The Supreme Court’s landmark ruling allowing passive euthanasia is a compassionate one. It takes into consideration the dilemma of terminally-ill patients who have little chance of survival or stretching their life in a meaningful way. The order also tries to throw pragmatic light on the great philosophical question of what death is, and when it comes about for human beings. The wisest philosophers have grappled with the meaning of life and death since time immemorial, but few have had to deal with the question of a man or woman taking his/her own life in such circumstances. Given that the Supreme Court has been dealing with this issue for 13 years, the recognition of a “living will” — of terminally-ill patients likely to slip into a permanently vegetative state — to address this problem and accept it as a “right to die with dignity” may have taken some doing. The judges’ boldness in allowing this must be praised.

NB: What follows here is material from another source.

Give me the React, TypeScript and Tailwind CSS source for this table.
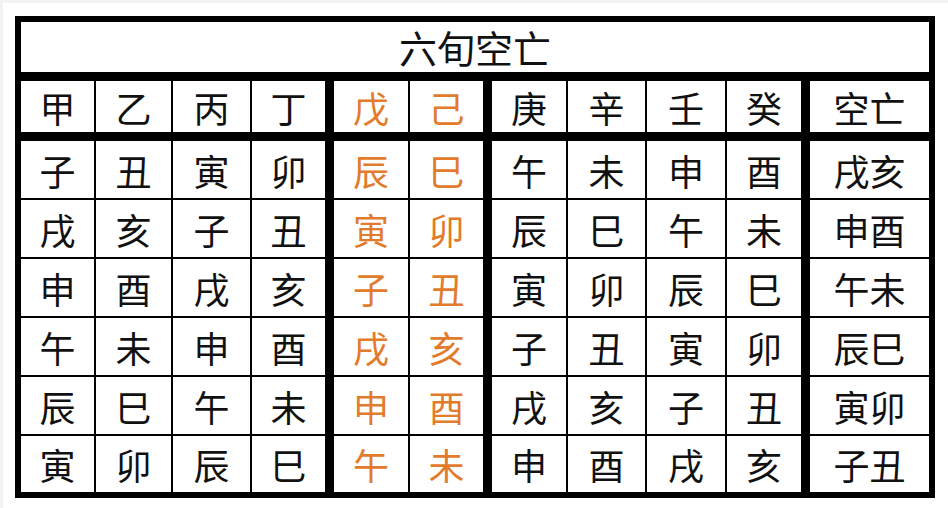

It’s in giving sanction to “living wills” that the judges made passive euthanasia a workable idea. Resisting the recognition of a living will while trying to enact a law on passive euthanasia was a half-measure that wouldn’t have worked. The guidelines are precise enough for people to understand what is possible in the unfortunate event of a loved one falling into the category of the terminally ill or a vegetative state from which there’s no realistic chance of true recovery. Of course, this is a sunrise area in Indian law, and complications may crop up with divergent views within families. With the decisionmaking to be left in the hands of a medical board and judicial supervision, there are sufficient safeguards against greedy or squabbling relatives. The principle is that human beings have a right to their body, and passive euthanasia is far more vital than even decriminalising suicide, which the government did recently in another instance of compassionate thinking.
Legislation giving effect to the euthanasia ruling would be a boon for the middle class, who often have to juggle with the painful financial implications of keeping loved ones on ventilator and other life support systems in clear cases of a losing battle between life and death. There’s a way out of their moral dilemma if their relative has left a “living will” on euthanasia in case of a terrible medical problem. The economic consideration is compelling reason enough in a poor country. The law will empower relatives to act legally, instead of their having to find a sneaky way to switch off life-support machines. Now that a fundamental right to a “meaningful existence” includes a person’s choice to die without suffering has been upheld, there should be lesser qualms about having to deal with the death of the terminally ill. We’ll become a more evolved society with this mechanism to deal with life and death.